Namun pendidikan di Daulah Khilafah tidak terbatas pada pendidikan dasar. Para mahasiswa tinggal di kamar-kamar lantai atas gedung kampus. Mereka juga mendapat makanan lengkap cuma-cuma, bahkan uang saku. Di bawah tanah terdapat dapur, gudang dan tempat mandi. Di lantai dasar ada ruang-ruang belajar dan perpustakaan. Di situlah dipelajari Alquran, hadits, bahasa Arab, sejarah, sosiologi, geografi, logika, matematika dan astronomi. Melalui pertanyaan dan debat, mahasiswa dilibatkan dalam proses pembelajaran. Para mahasiswa tingkat lanjut dan alumni membantu mereka belajar. Mereka seperti “lebah yang sedang meracik madu ilmu dari ribuan bunga pengetahuan”, tulis Sigrid Hunke, sejarawan Jerman dalam Allah Sonne ueber dem Abendland.
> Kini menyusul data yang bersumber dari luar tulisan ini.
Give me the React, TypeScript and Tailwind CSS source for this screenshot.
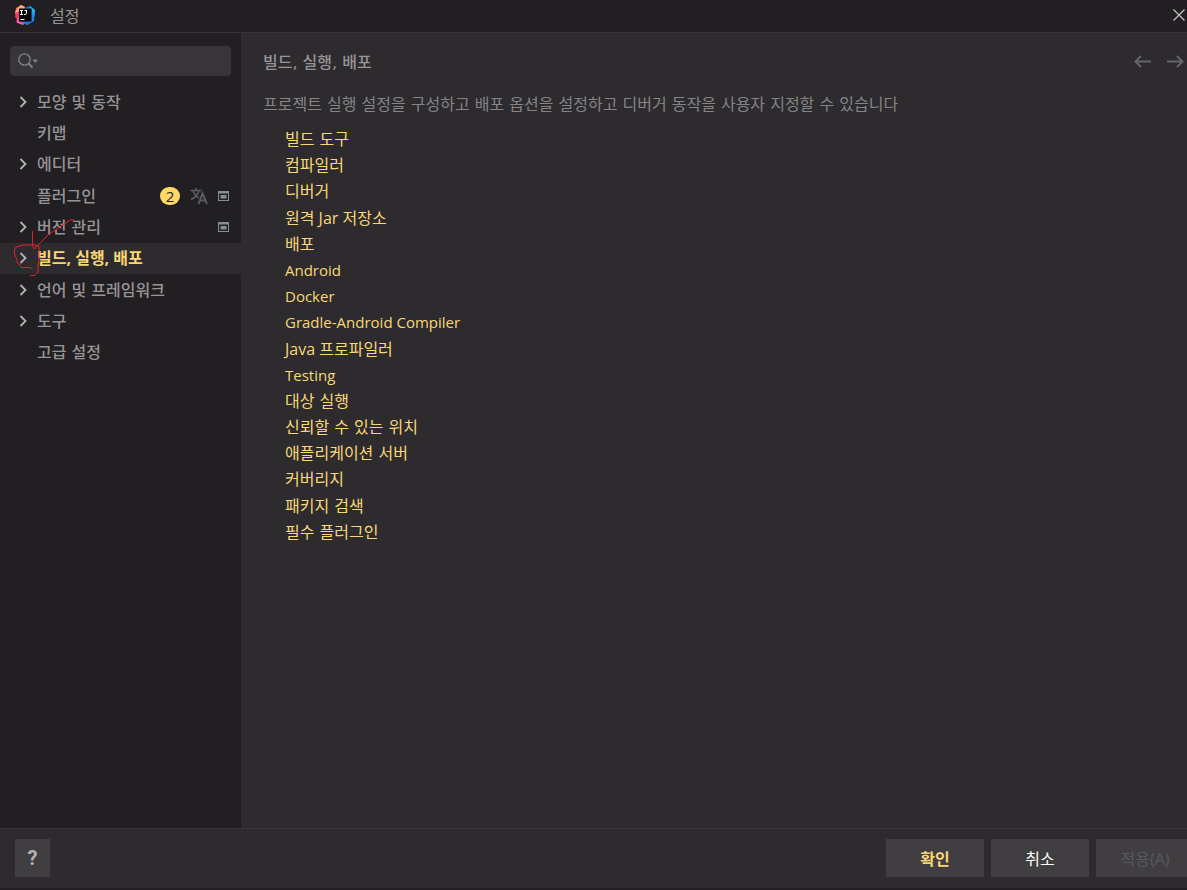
import React from "react";

type NavItem = {
  label: string;
  expandable?: boolean;
  badge?: string;
  translated?: boolean;
  projectLevel?: boolean;
  selected?: boolean;
};

const NAV_ITEMS: NavItem[] = [
  { label: "모양 및 동작", expandable: true },
  { label: "키맵" },
  { label: "에디터", expandable: true },
  { label: "플러그인", badge: "2", translated: true, projectLevel: true },
  { label: "버전 관리", expandable: true, projectLevel: true },
  { label: "빌드, 실행, 배포", expandable: true, selected: true },
  { label: "언어 및 프레임워크", expandable: true },
  { label: "도구", expandable: true },
  { label: "고급 설정" },
];

type Script = "hangul" | "latin" | "mixed";

const LINKS: { label: string; script: Script }[] = [
  { label: "빌드 도구", script: "hangul" },
  { label: "컴파일러", script: "hangul" },
  { label: "디버거", script: "hangul" },
  { label: "원격 Jar 저장소", script: "mixed" },
  { label: "배포", script: "hangul" },
  { label: "Android", script: "latin" },
  { label: "Docker", script: "latin" },
  { label: "Gradle-Android Compiler", script: "latin" },
  { label: "Java 프로파일러", script: "mixed" },
  { label: "Testing", script: "latin" },
  { label: "대상 실행", script: "hangul" },
  { label: "신뢰할 수 있는 위치", script: "hangul" },
  { label: "애플리케이션 서버", script: "hangul" },
  { label: "커버리지", script: "hangul" },
  { label: "패키지 검색", script: "hangul" },
  { label: "필수 플러그인", script: "hangul" },
];

const LINK_FONT: Record<Script, string> = {
  hangul: "",
  latin: "font-['Open_Sans',sans-serif] text-[15px] leading-[22px]",
  mixed: "font-['Open_Sans','Noto_Sans_CJK_KR',sans-serif] leading-[22px]",
};

function AppLogo() {
  return (
    <svg width="20" height="20" viewBox="0 0 20 20" aria-hidden="true">
      <path d="M1 3 6 0l5 3-3 9-6 1-2-5z" fill="#f0714e" />
      <path d="M6 0 10 2 5 7 0 8 3 3z" fill="#fbb08c" />
      <path d="M1 8 5 5v11l-4 1 1-3-2-2z" fill="#f5386f" />
      <path d="M2 13 5 14l6 3-3 3-6-2z" fill="#ee5fa0" />
      <path d="M10 3 15 1l5 4-1 11-7 4-6-3z" fill="#1787ee" />
      <path d="m15 1 5 4-1 7-3-8z" fill="#28aef2" />
      <path d="m7 17 9-1 3 0-7 4z" fill="#2b6fd0" />
      <rect x="4" y="3.500" width="12.500" height="13" fill="#080406" />
      <path
        d="M5 5.500h3M6.500 5.500v4M5 9.500h3M9.500 5.500h2.500M11.500 5v3.200q0 1.300-1.200 1.300H9M5.500 14.500h4"
        fill="none"
        stroke="#fff"
        strokeWidth="1"
      />
    </svg>
  );
}

function CloseIcon() {
  return (
    <svg width="12" height="12" viewBox="0 0 12 12" aria-hidden="true">
      <path d="m.5.5 11 11m0-11-11 11" stroke="#c4c3c4" strokeWidth="1.200" />
    </svg>
  );
}

function SearchIcon() {
  return (
    <svg className="shrink-0" width="21" height="16" viewBox="0 0 21 16" fill="none" aria-hidden="true">
      <circle cx="6.500" cy="6.500" r="5.700" stroke="#7c858b" strokeWidth="1.300" />
      <path d="m10.500 10.500 4 4" stroke="#7c858b" strokeWidth="1.800" />
      <path d="M14.500 6.500h5.500l-2.750 3.500z" fill="#7c858b" />
    </svg>
  );
}

function ChevronIcon() {
  return (
    <svg width="8" height="12" viewBox="0 0 8 12" fill="none" aria-hidden="true">
      <path d="m1.500 1 5 5-5 5" stroke="#b5b4b5" strokeWidth="1.800" />
    </svg>
  );
}

function TranslateIcon() {
  return (
    <svg width="18" height="18" viewBox="0 0 18 18" fill="none" aria-hidden="true">
      <path
        d="M.5 3.500h11M6 1v2.500M3 3.500q1.500 5 6 7.500M9 3.500Q7.500 9.500 1 12.500"
        stroke="#5b5b5e"
        strokeWidth="1.700"
      />
      <path d="m8.500 17 4-10.500L17 17M10 13.500h5.500" stroke="#5b5b5e" strokeWidth="2" />
    </svg>
  );
}

function ProjectIcon() {
  return (
    <svg width="11" height="10" viewBox="0 0 11 10" fill="none" aria-hidden="true">
      <path d="M0 0h11v10H0zM1 2.500v6.500h9V2.500z" fill="#858d92" fillRule="evenodd" />
      <rect x="2.500" y="4" width="6" height="3.500" fill="#858d92" />
    </svg>
  );
}

function ArrowIcon({ forward = false }: { forward?: boolean }) {
  return (
    <svg width="17" height="13" viewBox="0 0 17 13" fill="none" aria-hidden="true">
      <path
        d={forward ? "M0 6.500h15.500M10 1l5.500 5.500L10 12" : "M17 6.500H1.500M7 1 1.500 6.500 7 12"}
        stroke="#67666a"
        strokeWidth="1.900"
      />
    </svg>
  );
}

function PenMark() {
  return (
    <svg
      className="pointer-events-none absolute left-[13px] -top-[25px]"
      width="64"
      height="60"
      viewBox="0 0 64 60"
      fill="none"
      stroke="#e0232b"
      aria-hidden="true"
    >
      <path d="M19.500 13v14.500l2 3.500 6-6.500L36 16l7-4.500 9-6L57 2h4" />
      <path d="M26 28.500 22 27H10l-7 2-1.500 3v5l2.500 4v3.500l3 2.500 1.500 2.500h9l2 1.500M26 28.500v14.500l-1 4v7l-3 3.500h-5" />
    </svg>
  );
}

function NavRow({ item }: { item: NavItem }) {
  return (
    <li className={item.selected ? "relative bg-[#2d2b2e]" : ""}>
      <button
        type="button"
        className={
          item.selected
            ? "flex h-full w-full items-center pr-3 pl-[19px] text-left font-['Open_Sans','Noto_Sans_CJK_KR',sans-serif] font-bold text-[#f8d777]"
            : "flex h-full w-full items-center pr-3 pl-[19px] text-left font-medium text-[#969496]"
        }
      >
        <span className="w-[18px] shrink-0">{item.expandable && <ChevronIcon />}</span>
        <span className={item.selected ? "grow" : "grow pt-[2px]"}>{item.label}</span>
        <span className="flex items-center gap-[10px]">
          {item.badge && (
            <span className="flex h-[18px] w-5 items-center justify-center rounded-full bg-[#ffd866] font-['Open_Sans',sans-serif] text-[15px] font-normal text-[#221f22]">
              {item.badge}
            </span>
          )}
          {item.translated && <TranslateIcon />}
          {item.projectLevel && <ProjectIcon />}
        </span>
      </button>
      {item.selected && <PenMark />}
    </li>
  );
}

export default function App() {
  return (
    <div className="flex min-h-screen flex-col overflow-hidden border-b-2 border-[#221f22] bg-[#2d2b2e] font-['DejaVu_Sans','Noto_Sans_CJK_KR',sans-serif] text-base leading-6 text-[#969496]">
      <header className="flex h-[33px] items-center border-b border-[#363438] bg-[#221f22] pb-[2px] pl-[15px]">
        <AppLogo />
        <h1 className="grow pt-[3px] pl-[15px]">설정</h1>
        <button type="button" aria-label="닫기" className="pr-0.5">
          <CloseIcon />
        </button>
      </header>

      <div className="flex grow">
        <aside className="w-[241px] shrink-0 bg-[#221f22] pt-[13px]">
          <label className="mx-[10px] flex h-[30px] items-center rounded-sm bg-[#373538] pl-2">
            <SearchIcon />
            <input
              type="search"
              aria-label="설정 검색"
              className="w-full min-w-0 bg-transparent px-1 outline-none"
            />
          </label>
          <nav className="pt-[10px]">
            <ul className="grid h-[282px] auto-rows-fr">
              {NAV_ITEMS.map((item) => (
                <NavRow key={item.label} item={item} />
              ))}
            </ul>
          </nav>
        </aside>

        <main className="grow pt-4 pl-[22px]">
          <div className="flex items-start justify-between">
            <h2 className="pt-[2px] font-medium">빌드, 실행, 배포</h2>
            <div className="flex h-6 items-center gap-4 pr-[3px]">
              <button type="button" aria-label="뒤로">
                <ArrowIcon />
              </button>
              <button type="button" aria-label="앞으로">
                <ArrowIcon forward />
              </button>
            </div>
          </div>
          <p className="pt-[18px] text-[#868487]">
            프로젝트 실행 설정을 구성하고 배포 옵션을 설정하고 디버거 동작을 사용자 지정할 수 있습니다
          </p>
          <ul className="mt-[11px] grid h-[419px] auto-rows-fr pl-[22px] text-[#f8d777]">
            {LINKS.map(({ label, script }) => (
              <li key={label} className={LINK_FONT[script]}>
                <a href="#">{label}</a>
              </li>
            ))}
          </ul>
        </main>
      </div>

      <footer className="flex h-[60px] items-start gap-[7px] border-t border-[#363438] pt-[10px] pl-[15px]">
        <button
          type="button"
          aria-label="도움말"
          className="h-[38px] w-[35px] bg-[#403e41] font-['Roboto',sans-serif] text-xl font-bold text-[#b5b4b5]"
        >
          ?
        </button>
        <span className="grow" />
        <button type="button" className="h-[38px] w-[98px] bg-[#403e41] pt-1 font-bold text-[#f8d777]">
          확인
        </button>
        <button type="button" className="h-[38px] w-[98px] bg-[#403e41] pt-1 text-[#fcfcfa]">
          취소
        </button>
        <button
          type="button"
          disabled
          className="-mr-[7px] h-[38px] w-[98px] bg-[#403e41] pt-[2px] font-['Open_Sans','Noto_Sans_CJK_KR',sans-serif] text-[#5b595c]"
        >
          적용(A)
        </button>
      </footer>
    </div>
  );
}
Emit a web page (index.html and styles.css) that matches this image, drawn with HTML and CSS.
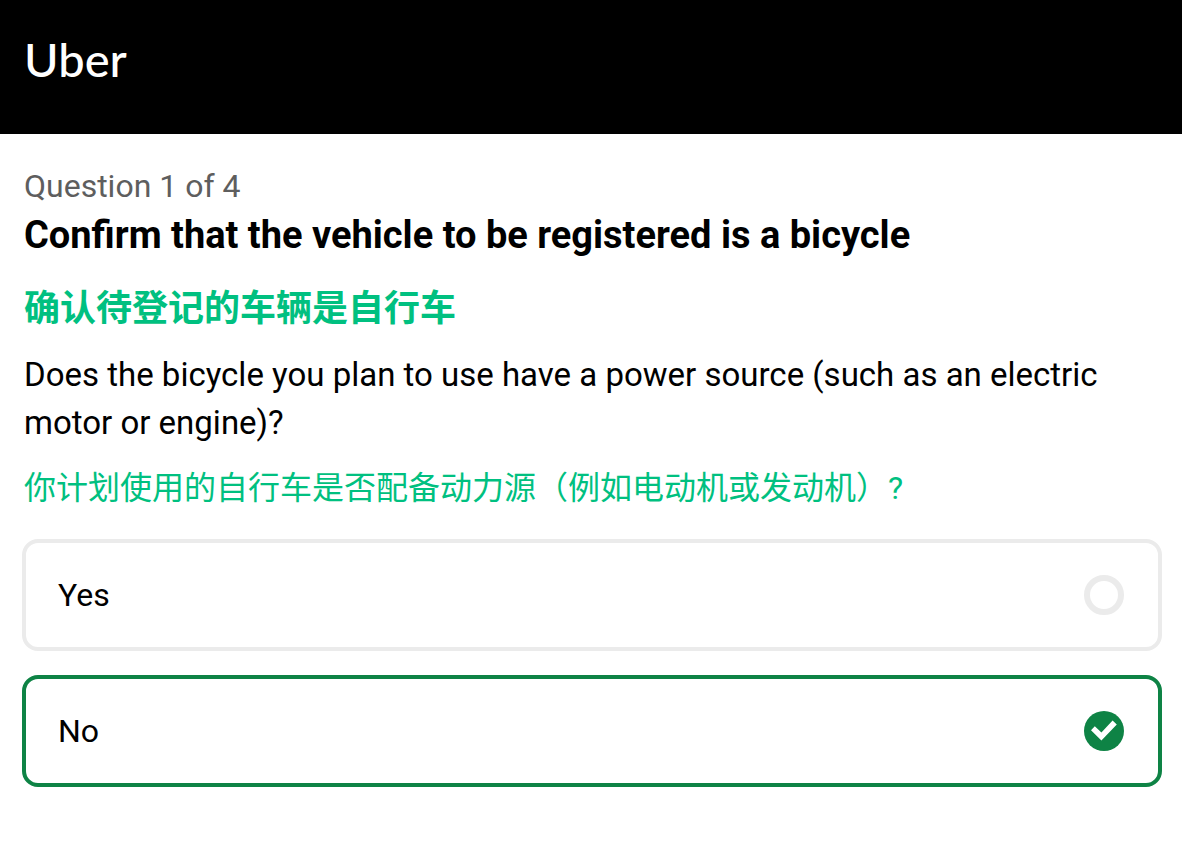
FILE: index.html
```
<!DOCTYPE html>
<html lang="en">
    <head>
        <meta charset="utf-8">
        <meta name="viewport" content="width=device-width, initial-scale=1">
        <title>Uber - Vehicle Registration</title>

        <link rel="stylesheet" href="styles.css">
    </head>

    <body>
        <header class="top-bar">
            <span class="logo">Uber</span>
        </header>

        <main class="question">
            <div class="question-text">
                <p class="step">Question 1 of 4</p>
                <h1 class="title">Confirm that the vehicle to be registered is a bicycle</h1>
                <p class="title-translation" lang="zh-CN">确认待登记的车辆是自行车</p>
                <p class="detail" id="detail">Does the bicycle you plan to use have a power source (such as an electric motor or engine)?</p>
                <p class="detail-translation" lang="zh-CN">你计划使用的自行车是否配备动力源（例如电动机或发动机）?</p>
            </div>

            <div class="options" role="radiogroup" aria-labelledby="detail">
                <label class="option">
                    <span>Yes</span>
                    <input class="option-radio" type="radio" name="power" value="yes">
                </label>
                <label class="option">
                    <span>No</span>
                    <input class="option-radio" type="radio" name="power" value="no" checked>
                </label>
            </div>
        </main>
    </body>
</html>
```

FILE: styles.css
```
* {
    box-sizing: border-box;
}

body {
    margin: 0;

    font-family: Roboto, "Noto Sans CJK SC", sans-serif;
    font-size: 32px;
    line-height: 48px;

    color: black;
    background-color: white;
}

.top-bar {
    padding: 31px 24px 47px;

    color: white;
    background-color: black;
}

.logo {
    display: block;

    font-family: Lato, sans-serif;
    font-size: 47px;
    font-weight: 500;
    line-height: 56px;
}

.question {
    padding: 28px 20px 24px 22px;
}

.question-text {
    padding: 0 2px;
    margin-bottom: 27px;
}

.step,
.title,
.title-translation,
.detail,
.detail-translation {
    margin: 0;
}

.step {
    color: rgb(94, 94, 94);
}

.title {
    font-size: 38px;
    font-weight: 700;
    line-height: 50px;
}

.title-translation {
    margin: 25px 0 18px;

    font-size: 36px;
    font-weight: 700;
    color: rgb(0, 192, 128);
}

.detail {
    font-size: 33px;
}

.detail-translation {
    margin-top: 17px;

    color: rgb(0, 192, 128);
}

.options {
    display: flex;
    flex-direction: column;
    gap: 24px;
}

.option {
    display: flex;
    justify-content: space-between;
    align-items: center;
    padding: 28px 34px 28px 32px;

    border: 4px solid rgb(235, 235, 235);
    border-radius: 16px;
    cursor: pointer;
}

.option:has(.option-radio:checked) {
    border-color: rgb(14, 131, 69);
}

.option-radio {
    appearance: none;
    flex-shrink: 0;
    height: 40px;
    width: 40px;
    margin: 0;

    border: 6px solid rgb(235, 235, 235);
    border-radius: 50%;
    cursor: pointer;
}

.option-radio:checked {
    border: none;
    background-color: rgb(14, 131, 69);
}

/* white check mark */
.option-radio:checked::before {
    content: "";
    display: block;
    height: 100%;
    width: 100%;

    background-color: white;
    clip-path: polygon(17.5% 48%, 27% 38%, 43.5% 54%, 71.5% 24%, 82% 34%, 43.5% 74%);
}
```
Sebagian petani dari desa menitipkan anak mereka ke seorang guru di kota, bersama uang atau hasil bumi untuk biaya hidupnya. Mereka berharap anaknya akan tumbuh menjadi seorang faqih yang kelak diterima sebagai qadhi atau bahkan syukur-syukur menjadi mujtahid Khalifah. Anak-anak titipan ini akan menjadi “ajudan” dari sang guru. Sebagai balas jasa, sang guru akan merawatnya jika si anak sakit, bahkan siap menjual keledai satu-satunya jika dia perlu membeli obat.
Namun jalan umum untuk belajar adalah di masjid-masjid. Siapa saja boleh datang dan pergi, laki ataupun perempuan. Dan siapa saja boleh menginterupsi para guru untuk bertanya atau membantah. Ini memaksa para guru untuk mempersiapkan materinya dengan seksama. Sebenarnya, siapapun yang merasa mampu boleh mengajar. Namun audiennya yang selalu siap mengkritik, mencegah orang-orang yang belum matang atau baru setengah matang dalam ilmu untuk memimpin kalimat.
Di masjid-masjid juga biasa didengarkan kalimat dari para ulama yang sedang dalam perjalanan yang singgah di kota itu, terutama ketika musim haji. Dengan demikian para mahasiswa selalu mendapatkan masukan. Bahkan juga cepat tahu bila ada karya yang “dicuri” mentah-mentah (plagiarisme). Untuk mengungkap karya orang lain, sanad atau rawi wajib disebutkan. Dan untuk itu perlu ada ijazah (lisensi) tertulis dari gurunya, bahwa dia layak untuk menjadi sanad dari pengetahuan tersebut. Inilah mengapa gelar sarjana di timur tengah adalah Lc. dari kata Licentiate – berlisensi untuk menyampaikan.
Dunia Islam memberi inspirasi seluruh manusia untuk belajar, karena belajar adalah satu-satunya jalan untuk mengenal Tuhan dan mendapatkan hikmah kehidupan.